29 marzo 2024
Aggiornato 09:30
«A Bologna faremo le primarie per decidere chi candidare a sindaco»

Beppe Fioroni: «Silvio e Tonino bloccano tutto»

Intervista di Antonella Rampino - La Stampa

Vacanze finite per Beppe Fioroni, segretario organizzativo del Pd. In viaggio tra Bologna e Firenze, i Fazenda in sottofondo, stila il bollettino delle novità, «Alla festa nazionale del Pd è tutto a posto», «A Bologna faremo le primarie per decidere chi candidare a sindaco», e così pure per il congresso del Pd, «un tema che continua a crescere: per me va bene anche farlo prima delle europee 2009, purché non sia una cosa alla Berlusconi, come qualcuno vorrebbe, in cui tutti applaudono e in pochi decidono. Ci vuole un congresso vero, su un progetto e sulle scelte politiche. Non dobbiamo rinnovare, come dice Arturo Parisi. Dobbiamo applicare il rinnovamento».

Però intanto a Roma, Fioroni, divampa la polemica sulla giustizia. Berlusconi dice che voi del Pd non volete dialogare, che siete ostaggio dei giustizialisti alla Di Pietro. E anche il segretario dell’Anm Cascini vi accusa, dice che nella sinistra, e anche nel Pd, c’è chi è in malafede, e non vuole i giudici indipendenti...
«Non voglio commentare, ma mi pare evidente che sia Berlusconi, e non certo il Pd, a puntare alla gestione politica dei giudici. Berlusconi e Di Pietro, poi, mi paiono complementari: stanno mettendo in atto tutti e due la «strategia della distrazione». Berlusconi e la sua maggioranza non hanno alcuna intenzione di dialogare con l’opposizione, e fanno come il lupo con l’agnello nell’apologo di Esopo. E c’è una frangia oltranzista, dipietrista, che gli dà corda. Il risultato sarà impedire un vero processo di riforma, tra un insulto di andata e un insulto di ritorno».

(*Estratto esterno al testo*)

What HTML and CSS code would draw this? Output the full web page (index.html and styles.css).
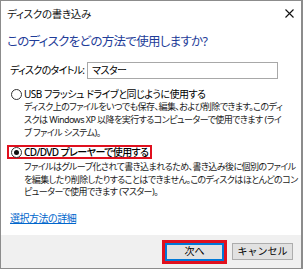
FILE: index.html
```html
<!DOCTYPE html>
<html lang="ja">
<head>
<meta charset="utf-8">
<link rel="stylesheet" href="styles.css">
</head>
<body>
<div class="window">
  <div class="titlebar">
    <span class="title">ディスクの書き込み</span>
    <svg class="close" width="9" height="9" viewBox="0 0 9 9"><path d="M0.5 0.5 L8.5 8.5 M8.5 0.5 L0.5 8.5" stroke="#111" stroke-width="1.1" fill="none"/></svg>
  </div>
  <div class="content">
    <h1 class="heading">このディスクをどの方法で使用しますか?</h1>
    <div class="title-row">
      <span class="field-label">ディスクのタイトル:</span>
      <div class="field">マスター</div>
    </div>
    <div class="option">
      <div class="option-head">
        <span class="radio"></span>
        <span class="option-label usb">USB フラッシュ ドライブと同じように使用する</span>
      </div>
      <p class="desc">ディスク上のファイルをいつでも保存、編集、および削除できます。このディ<br>スクは Windows XP 以降を実行するコンピューターで使用できます (ライ<br>ブ ファイル システム)。</p>
    </div>
    <div class="option option-second">
      <div class="option-head selected">
        <span class="radio checked"></span>
        <span class="option-label cd">CD/DVD プレーヤーで使用する</span>
      </div>
      <p class="desc desc-second">ファイルはグループ化されて書き込まれるため、書き込み後に個別のファイル<br>を編集したり削除したりすることはできません。このディスクはほとんどのコン<br>ピューターで使用できます (マスター)。</p>
    </div>
    <a class="link" href="#">選択方法の詳細</a>
  </div>
  <div class="footer">
    <div class="highlight"><button class="btn primary">次へ</button></div>
    <button class="btn cancel">キャンセル</button>
  </div>
</div>
</body>
</html>
```
FILE: styles.css
```css
html, body {
  margin: 0;
  padding: 0;
  background: #fff;
}
body {
  font-family: "Noto Sans", "Noto Sans CJK JP", sans-serif;
  font-feature-settings: "palt";
  color: #000;
  font-size: 10px;
  line-height: 13px;
}
.window {
  width: 303px;
  height: 269px;
  box-sizing: border-box;
  border: 1px solid #8c8c8c;
  border-right-width: 2px;
  display: flex;
  flex-direction: column;
  background: #fff;
  overflow: hidden;
}
.titlebar {
  height: 26px;
  flex: none;
  display: flex;
  align-items: center;
  justify-content: space-between;
  padding: 0 7px 0 6px;
}
.title {
  font-size: 10.5px;
  line-height: 26px;
  letter-spacing: -0.3px;
  color: #111;
}
.close {
  display: block;
  margin-top: -1px;
}
.content {
  flex: 1;
  min-height: 0;
  padding: 0 0 0 6px;
}
.heading {
  margin: 6px 0 0 0;
  font-size: 12.5px;
  font-weight: normal;
  line-height: 18px;
  letter-spacing: -0.7px;
  color: #1f3d99;
  white-space: nowrap;
}
.title-row {
  display: flex;
  align-items: center;
  margin-top: 11px;
  padding-left: 3px;
}
.field-label {
  width: 77px;
  font-size: 10px;
  line-height: 17px;
  letter-spacing: -0.7px;
  white-space: nowrap;
}
.field {
  width: 191px;
  height: 17px;
  box-sizing: border-box;
  border: 1px solid #a8a8a8;
  font-size: 10px;
  line-height: 15px;
  letter-spacing: -0.5px;
  padding-left: 4px;
}
.option {
  margin-top: 8px;
}
.option-second {
  margin-top: 6px;
}
.option-head {
  display: flex;
  width: fit-content;
  align-items: center;
  gap: 2px;
  border: 2px solid transparent;
  padding: 0 2px;
  line-height: 11px;
  height: 11px;
}
.option-head.selected {
  border-color: #e0101e;
  height: 10px;
}
.radio {
  flex: none;
  width: 11px;
  height: 11px;
  box-sizing: border-box;
  border: 1px solid #333;
  border-radius: 50%;
  background: #fff;
  display: flex;
  align-items: center;
  justify-content: center;
}
.radio.checked::after {
  content: "";
  width: 5px;
  height: 5px;
  border-radius: 50%;
  background: #111;
}
.option-label {
  font-size: 10px;
  white-space: nowrap;
}
.option-label.usb {
  letter-spacing: -0.5px;
}
.option-label.cd {
  font-weight: 500;
  letter-spacing: -0.6px;
}
.desc {
  margin: -2px 0 0 17px;
  font-size: 9px;
  line-height: 13px;
  letter-spacing: -0.55px;
  color: #1a1a1a;
  white-space: nowrap;
}
.desc-second {
  margin-top: 2px;
  line-height: 12.5px;
}
.link {
  display: inline-block;
  margin: 13px 0 0 3px;
  font-size: 10px;
  line-height: 13px;
  letter-spacing: -0.5px;
  color: #0066cc;
  text-decoration: underline;
}
.footer {
  height: 33px;
  flex: none;
  background: #f0f0f0;
  display: flex;
  align-items: center;
  justify-content: flex-end;
  gap: 5px;
  padding-right: 8px;
}
.highlight {
  border: 3px solid #e0101e;
  display: flex;
}
.btn {
  margin: 0;
  font-family: inherit;
  font-size: 10px;
  height: 17px;
  line-height: 15px;
  padding: 0;
  background: #e1e1e1;
  color: #000;
  border: 1px solid #adadad;
}
.btn.primary {
  width: 59px;
  height: 18px;
  border: 1px solid #0078d7;
  box-shadow: inset 0 0 0 1px #0078d7;
}
.btn.cancel {
  width: 61px;
}
```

Il Pd richiamerà Di Pietro all’ordine?
«Non ci penso proprio. Non mi preoccupano né Berlusconi né Di Pietro. Da evitare sono pure quelli che si scelgono con chi dialogare, dando in giro patenti. No. Quello che il Pd deve fare, e che farà, è depositare a settembre il proprio disegno di riforma in materia di giustizia, discuterlo e confrontarsi in commissione e in aula. La nostra è una democrazia parlamentare, e quando la maggioranza non sarà più ossessionata dalla necessità di salvare il «cittadino Silvio», si accorgerà che occorre declinare in maniera diversa il rapporto tra giustizia e cittadino».

Cosa pensa del disegno berlusconiano di cancellare l’obbligatorietà dell’azione penale, e di ampliare il numero dei giudici di nomina parlamentare nel Consiglio Superiore della Magistratura? E’ d’accordo col segretario dell’Anm Cascini che ha definito quel progetto come autoritario, se non fascista?
«Francamente, mi pare una polemica astrusa. Il problema è il Csm, o il fatto che non funziona la giustizia civile, e che se ti scippano al mattino il ladro la sera è già in libertà?
La priorità non è la riforma del Csm. Mi pare che Berlusconi pensi anzitutto a controllare i giudici e le sentenze. Posso essere d’accordo sul principio di garantire l’imparzialità dei giudici, non sul controllarli politicamente. Imparzialità, e autonomia».

Resta dunque per lei il valore dell’autonomia della magistratura. Ma così non dà ragione a Berlusconi che vi accusa di non voler dialogare?
«C’è anzitutto un problema del cittadino con la giustizia: ci vogliono rapidità nei processi e certezza delle pene. Questo è il primo punto, se si vuol fare una proposta seria. Faccio notare che al momento siamo, da parte della maggioranza e del governo, solo alla dichiarazione di intenzioni, e vedo che il loro problema non è quello di amministrare e riformare la giustizia.
Noi discuteremo, certo, quando saranno presentati i testi di riforma, sperando che si tratti di qualcosa in più, per i cittadini, di quanto annunciato in questi giorni».

E se si partisse da una riforma concreta?
«Il dialogo mica è uno stato d’animo, il dialogo si fa su cose concrete, non su categorie dello spirito. Ci vedremo, con le nostre proposte in mano, in Parlamento. E’ sconvolgente che mentre c’è un’urgenza oggettiva di riforma della giustizia, a cominciare da quella civile e dalla certezza della pena, si faccia una polemica sui massimi sistemi».